Münsterturm mit GerüstBild: picture-alliance/dpa
"Es war der kritischste Moment der gesamten Sanierung", erinnert sich Projektleiter Thomas Laubscher. Erfahrungen von anderen Kirchtürmen gab es nicht, da die Freiburger Konstruktion weltweit einzigartig ist. Erst nach aufwendigen statischen Modellrechnungen und monatelange Debatten konnten Lösungen gefunden werden, um die Stabilität des Turms zu sichern und gleichzeitig keine weithin sichtbaren Eingriffe nötig zu machen. Kurzzeitig war angedacht worden, große Metallseile von außen um den Turm herum zu legen. "Das konnten wir zum Glück verhindern", so Laubscher. Stabilisierende Verspannungen wurden nahezu unsichtbar eingebaut.

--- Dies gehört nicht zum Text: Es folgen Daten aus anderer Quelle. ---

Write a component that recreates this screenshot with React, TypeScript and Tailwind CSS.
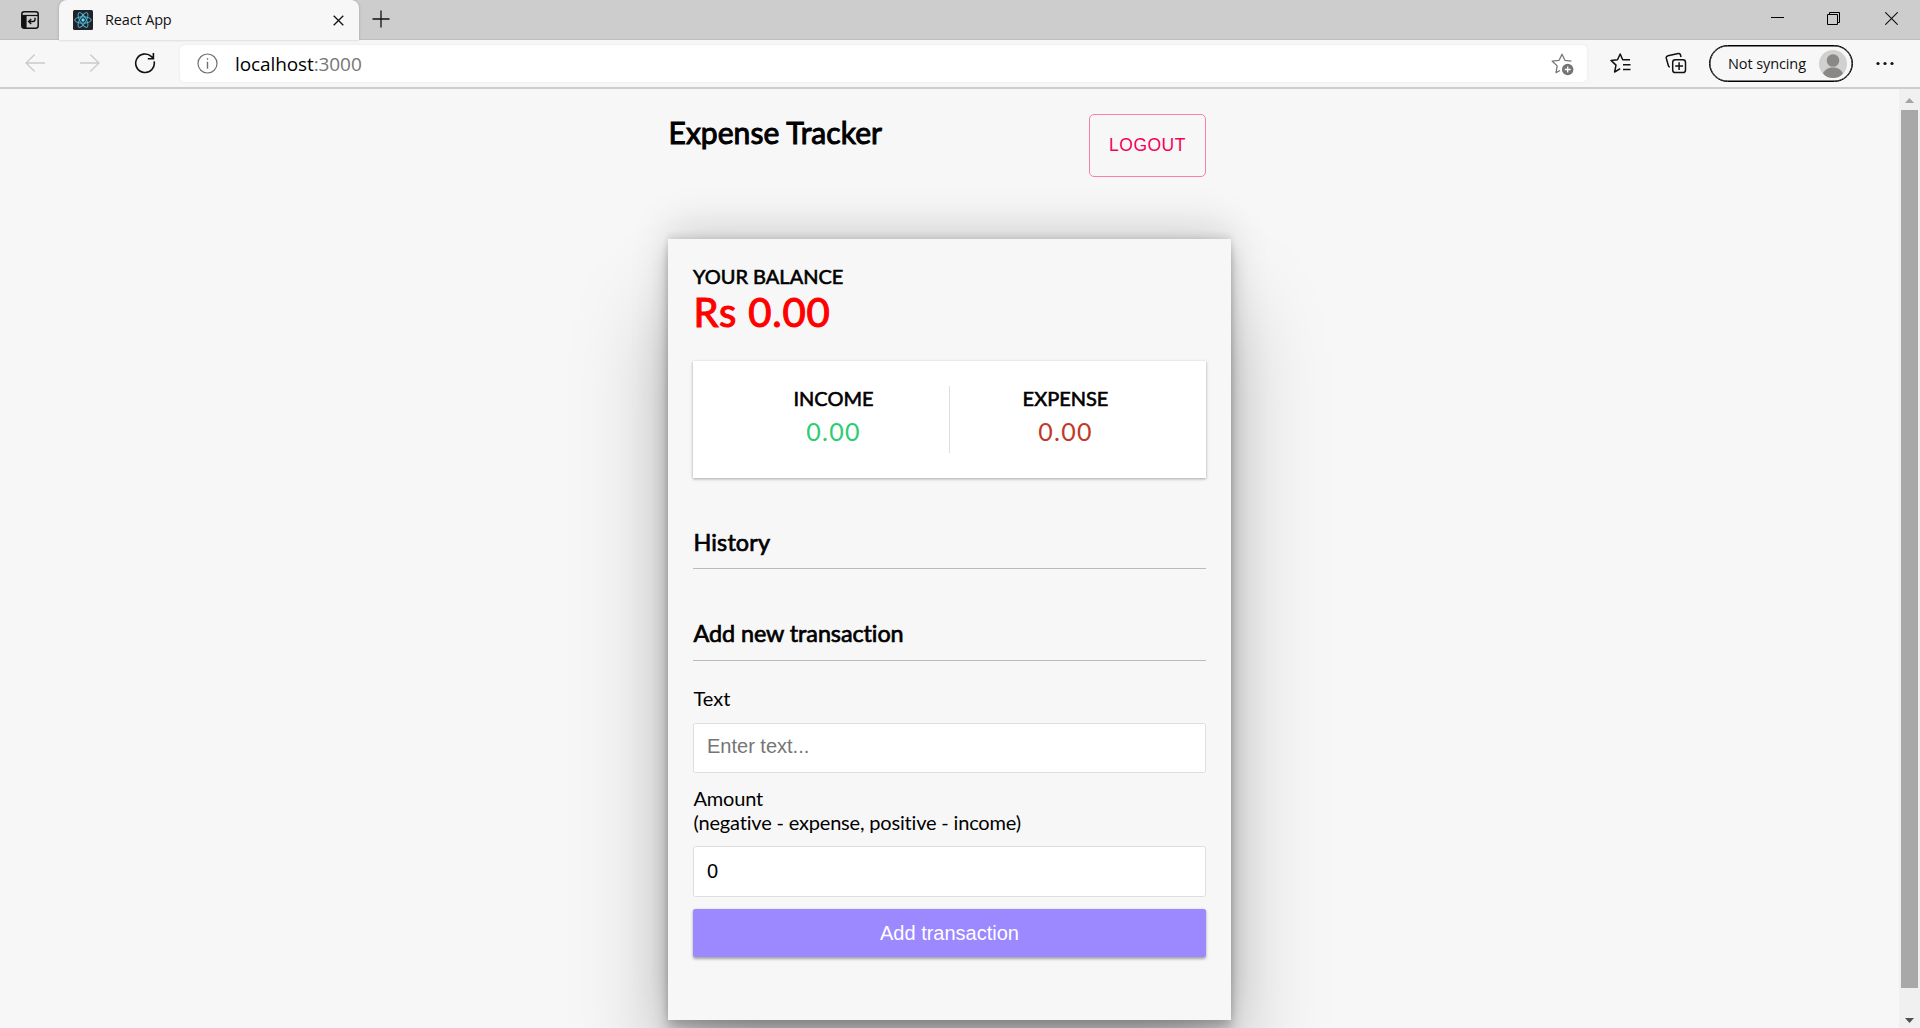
import React from "react";

const ui = "font-['Open_Sans','Noto_Sans',sans-serif]";

function ReactLogo() {
  return (
    <svg width="20" height="20" viewBox="0 0 20 20" fill="none">
      <rect width="20" height="20" rx="1.5" fill="#20232a" />
      <g stroke="#53c1de" strokeWidth="0.9">
        <ellipse cx="10" cy="10" rx="8.3" ry="3.2" />
        <ellipse cx="10" cy="10" rx="8.3" ry="3.2" transform="rotate(60 10 10)" />
        <ellipse cx="10" cy="10" rx="8.3" ry="3.2" transform="rotate(120 10 10)" />
      </g>
      <circle cx="10" cy="10" r="1.7" fill="#61dafb" />
    </svg>
  );
}

function TabStrip() {
  return (
    <div className="flex h-10 shrink-0 bg-[#cdcdcd] shadow-[inset_0_-1px_0_#bdbdbd]">
      <div className="flex w-[59px] shrink-0 pt-[11px] pl-[21px]">
        <svg width="18" height="18" viewBox="0 0 18 18" fill="none" stroke="#111">
          <rect x="0.8" y="0.8" width="16.4" height="16.4" rx="2.4" strokeWidth="1.5" />
          <path d="M1 4.500h16" strokeWidth="1.2" />
          <path d="M1 4h4.600v13H2.500L1 15.500z" fill="#111" stroke="none" />
          <path d="M14 6.700v1.800c0 1.300-.8 2-2 2H7.800M10.200 8l-2.600 2.500 2.600 2.500" strokeWidth="1.4" />
        </svg>
      </div>
      <div className="relative flex h-10 w-[300px] shrink-0 rounded-t-lg bg-[#f7f7f7] pt-2.5 pl-3.5 shadow-[0_0_3px_rgba(0,0,0,0.22)]">
        <ReactLogo />
        <span className={`${ui} ml-3 text-[14.5px] leading-5 tracking-[-0.15px] text-[#111]`}>React App</span>
        <svg className="mt-[5px] mr-[15px] ml-auto" width="11" height="11" viewBox="0 0 11 11" stroke="#111" strokeWidth="1.3">
          <path d="M.7.7l9.6 9.6M10.300.7L.7 10.300" />
        </svg>
      </div>
      <svg className="mt-2.5 ml-[13px]" width="18" height="18" viewBox="0 0 18 18" stroke="#111" strokeWidth="1.3">
        <path d="M9 .5v17M.5 9h17" />
      </svg>
      <div className="mr-[22px] ml-auto flex pt-3">
        <svg width="13" height="13" viewBox="0 0 13 13" stroke="#000" strokeWidth="1">
          <path d="M0 5.500h13" />
        </svg>
        <svg className="ml-[43px]" width="13" height="13" viewBox="0 0 13 13" fill="none" stroke="#000" strokeWidth="1">
          <path d="M.5 2.500h10v10h-10zM2.500 2.500v-2h10v10h-2" />
        </svg>
        <svg className="ml-[45px]" width="13" height="13" viewBox="0 0 13 13" stroke="#111" strokeWidth="1.1">
          <path d="M.3.3l12.400 12.400M12.700.3L.3 12.700" />
        </svg>
      </div>
    </div>
  );
}

const STAR = "M20.400 8.100l-6.500-.8L11 1.200 8.100 7.300 1.200 8.200l5 4.700-1.200 6.700 4-2.100";

function Toolbar() {
  return (
    <div className="flex h-[49px] shrink-0 border-b-2 border-[#cdcdcd] bg-[#f7f7f7]">
      <svg className="mt-3.5 ml-[25px]" width="20" height="18" viewBox="0 0 20 18" fill="none" stroke="#cacaca" strokeWidth="1.3">
        <path d="M9.700.5L1 9l8.700 8.500M1 9h19" />
      </svg>
      <svg className="mt-3.5 ml-[35px]" width="20" height="18" viewBox="0 0 20 18" fill="none" stroke="#cacaca" strokeWidth="1.3">
        <path d="M10.300.5L19 9l-8.700 8.500M19 9H0" />
      </svg>
      <svg className="mt-3 ml-[34px]" width="22" height="22" viewBox="0 0 22 22" fill="none" stroke="#111" strokeWidth="1.6">
        <path d="M20.100 9.300A9.300 9.300 0 1 1 17.500 4.600L19 6M19.400 1v5.700h-5.600" />
      </svg>
      <div className="mt-[5px] ml-[24px] flex h-[37px] w-[1407px] rounded-[5px] bg-white pl-[17px] shadow-[0_0_3px_rgba(0,0,0,0.07)]">
        <svg className="mt-2" width="21" height="21" viewBox="0 0 21 21" fill="none" stroke="#707070" strokeWidth="1.200">
          <circle cx="10.500" cy="10.500" r="9.500" />
          <path d="M10.500 8.700v7" strokeWidth="1.400" />
          <circle cx="10.500" cy="5.900" r=".5" fill="#707070" strokeWidth=".8" />
        </svg>
        <span className={`${ui} ml-[17px] text-[19px] leading-[39px] tracking-[-0.1px] text-black`}>
          localhost<span className="text-[#767676]">:3000</span>
        </span>
        <svg className="mt-2 mr-[13px] ml-auto" width="23" height="23" viewBox="0 0 23 23" fill="none">
          <path d={STAR} stroke="#777" strokeWidth="1.300" strokeLinejoin="round" />
          <circle cx="16.700" cy="16.500" r="5.700" fill="#737373" />
          <path d="M16.700 13.500v6M13.700 16.500h6" stroke="#fff" strokeWidth="1.300" />
        </svg>
      </div>
      <svg className="mt-3 ml-[23px]" width="22" height="22" viewBox="0 0 22 22" fill="none" stroke="#111" strokeWidth="1.500" strokeLinejoin="round">
        <path d="M20 7.800h-7.300L10.200 2 7.500 7.800 1 8.400l5 4.700-1.400 6.900 5.600-3.400M13 12.700h7.500M13 17.500h7.500" />
      </svg>
      <svg className="mt-3 ml-[33px]" width="22" height="22" viewBox="0 0 22 22" fill="none" stroke="#111" strokeWidth="1.500">
        <rect x="7.700" y="7.700" width="12.800" height="12.800" rx="2.600" />
        <path d="M14.100 10.200v7.800M10.200 14.100H18M16 5l-.5-2c-.3-1.200-1.200-1.700-2.300-1.400L3 3.800C1.800 4.100 1 5 1.300 6.200l2 7.300c.2.800.7 1.300 1.500 1.600" />
      </svg>
      <div className="mt-[5px] ml-[22px] flex h-[37px] w-36 shrink-0 items-center rounded-full border border-black bg-[#f7f7f7] pl-[18px] shadow-[inset_0_0_0_0.500px_black]">
        <span className={`${ui} text-[14.5px] tracking-[-0.1px] whitespace-nowrap text-[#111]`}>Not syncing</span>
        <svg className="mr-[5px] ml-auto" width="28" height="28" viewBox="0 0 28 28">
          <circle cx="14" cy="14" r="14" fill="#d2d0ce" />
          <circle cx="14" cy="10.500" r="6.300" fill="#8a8886" />
          <path d="M4 23.500c2-4.400 6-6 10-6s8 1.600 10 6c-2.500 3-6 4.500-10 4.500s-7.500-1.500-10-4.500z" fill="#8a8886" />
        </svg>
      </div>
      <svg className="mt-[21px] ml-[23px]" width="18" height="5" viewBox="0 0 18 5" fill="#111">
        <circle cx="2" cy="2.500" r="1.600" />
        <circle cx="9" cy="2.500" r="1.600" />
        <circle cx="16" cy="2.500" r="1.600" />
      </svg>
    </div>
  );
}

function Scrollbar() {
  return (
    <div className="flex w-[21px] shrink-0 flex-col items-center bg-[#f0f0f0]">
      <svg className="mt-[9px] shrink-0" width="9" height="5" viewBox="0 0 9 5" fill="#a3a3a3">
        <path d="M0 5L4.500 0 9 5z" />
      </svg>
      <div className="mt-[7px] h-[878px] w-[17px] shrink-0 bg-[#a8a8a8]" />
      <svg className="mt-[30px] shrink-0" width="9" height="5" viewBox="0 0 9 5" fill="#505050">
        <path d="M0 0L4.500 5 9 0z" />
      </svg>
    </div>
  );
}

function SectionTitle({ children }: { children: React.ReactNode }) {
  return (
    <h3 className="pl-[0.500px] text-[23.400px] leading-[28px] [-webkit-text-stroke:0.700px_black]">
      {children}
    </h3>
  );
}

function Tracker() {
  return (
    <div className="flex w-[563px] flex-col font-['Lato',sans-serif] text-[20px] leading-6 text-black [font-variant-ligatures:none]">
      <header className="flex justify-between pt-[25px] pr-[25px]">
        <h2 className="pl-[0.500px] text-[30px] leading-9 tracking-[0.050px] [-webkit-text-stroke:1px_black]">Expense Tracker</h2>
        <button className="h-[63px] w-[117px] rounded-[5px] border border-[#f77fa8] pb-0.5 font-['Liberation_Sans',sans-serif] text-[17.500px] tracking-[0.500px] text-[#f50057]">
          LOGOUT
        </button>
      </header>
      <main className="mt-[62px] h-[781px] shrink-0 bg-[#f7f7f7] p-[25px] shadow-[0_67.500px_87.500px_rgba(0,0,0,0.25),0_-15px_37.500px_rgba(0,0,0,0.12),0_5px_7.500px_rgba(0,0,0,0.12),0_15px_16.250px_rgba(0,0,0,0.17),0_-3.750px_6.250px_rgba(0,0,0,0.09)]">
        <h4 className="[-webkit-text-stroke:0.600px_black]">YOUR BALANCE</h4>
        <h1 className="pl-[0.500px] text-[40px] leading-[48px] tracking-[0.800px] text-[#f00] [-webkit-text-stroke:1.100px_#f00]">Rs 0.00</h1>
        <div className="mt-[25px] flex h-[117px] bg-white p-[25px] text-center shadow-[0_1.250px_3.750px_rgba(0,0,0,0.12),0_1.250px_2.500px_rgba(0,0,0,0.24)]">
          <div className="flex-1 border-r border-[#dedede]">
            <h4 className="[-webkit-text-stroke:0.600px_black]">INCOME</h4>
            <p className="mt-[6px] text-[25px] leading-[30px] tracking-[1.250px] text-[#2ecc71]">0.00</p>
          </div>
          <div className="flex-1">
            <h4 className="[-webkit-text-stroke:0.600px_black]">EXPENSE</h4>
            <p className="mt-[6px] text-[25px] leading-[30px] tracking-[1.250px] text-[#c0392b]">0.00</p>
          </div>
        </div>
        <section className="mt-[50px] border-b border-[#bbb] pb-3 tracking-[0.150px]">
          <SectionTitle>History</SectionTitle>
        </section>
        <section className="mt-[50px] border-b border-[#bbb] pb-[13px] tracking-[-0.080px]">
          <SectionTitle>Add new transaction</SectionTitle>
        </section>
        <form className="mt-[25px]">
          <label className="block pl-[0.500px]">Text</label>
          <input
            className="mt-[13px] block h-[50px] w-full rounded-[2.500px] border border-[#dedede] bg-white px-[13px] pb-[3px] font-['Liberation_Sans',sans-serif] placeholder:text-[#757575]"
            placeholder="Enter text..."
          />
          <label className="mt-[13px] block pl-[0.500px] tracking-[-0.180px]">
            Amount
            <br />
            (negative - expense, positive - income)
          </label>
          <input
            className="mt-3 block h-[51px] w-full rounded-[2.500px] border border-[#dedede] bg-white px-[13px] pb-px font-['Liberation_Sans',sans-serif]"
            defaultValue="0"
          />
          <button
            type="button"
            className="mt-3 block h-12 w-full rounded-[2.500px] bg-[#9c88ff] font-['Liberation_Sans',sans-serif] text-white shadow-[0_1.250px_3.750px_rgba(0,0,0,0.12),0_1.250px_2.500px_rgba(0,0,0,0.24)]"
          >
            Add transaction
          </button>
        </form>
      </main>
    </div>
  );
}

export default function App() {
  return (
    <div className="flex h-[1028px] w-[1920px] flex-col overflow-hidden bg-[#f7f7f7]">
      <TabStrip />
      <Toolbar />
      <div className="flex min-h-0 flex-1 overflow-hidden">
        <div className="flex flex-1 justify-center overflow-hidden">
          <Tracker />
        </div>
        <Scrollbar />
      </div>
    </div>
  );
}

Insgesamt ersetzten die Steinmetze 121 schadhafte Steine und reparierten 225 Steinteile. Dabei musste fast keiner der aus dem 14. Jahrhundert stammenden Originalsteine ausgetauscht werden. "Die meisten Beschädigungen gab es bei Bauteilen, die bei vorherigen Sanierungen, vor allem in den 1920er und 1960er Jahren, schon einmal ersetzt wurden", so Laubscher. Bis heute sind mehr als 80 Prozent der Buntsandsteine Turmhelms die Originale. "Die Fähigkeiten unserer mittelalterlichen Vorgänger sind verblüffend."
Ein Prinzip der Sanierung war es, wo immer möglich, auf moderne Materialien zu verzichten. Und diese Bewahrung des historischen Schatzes hat nun sogar die Weltkulturorganisation geadelt: Die Deutsche Unesco-Kommission nahm das Münsterbauhütten-Handwerk als Immaterielles Kulturerbe in das nationale Verzeichnis auf.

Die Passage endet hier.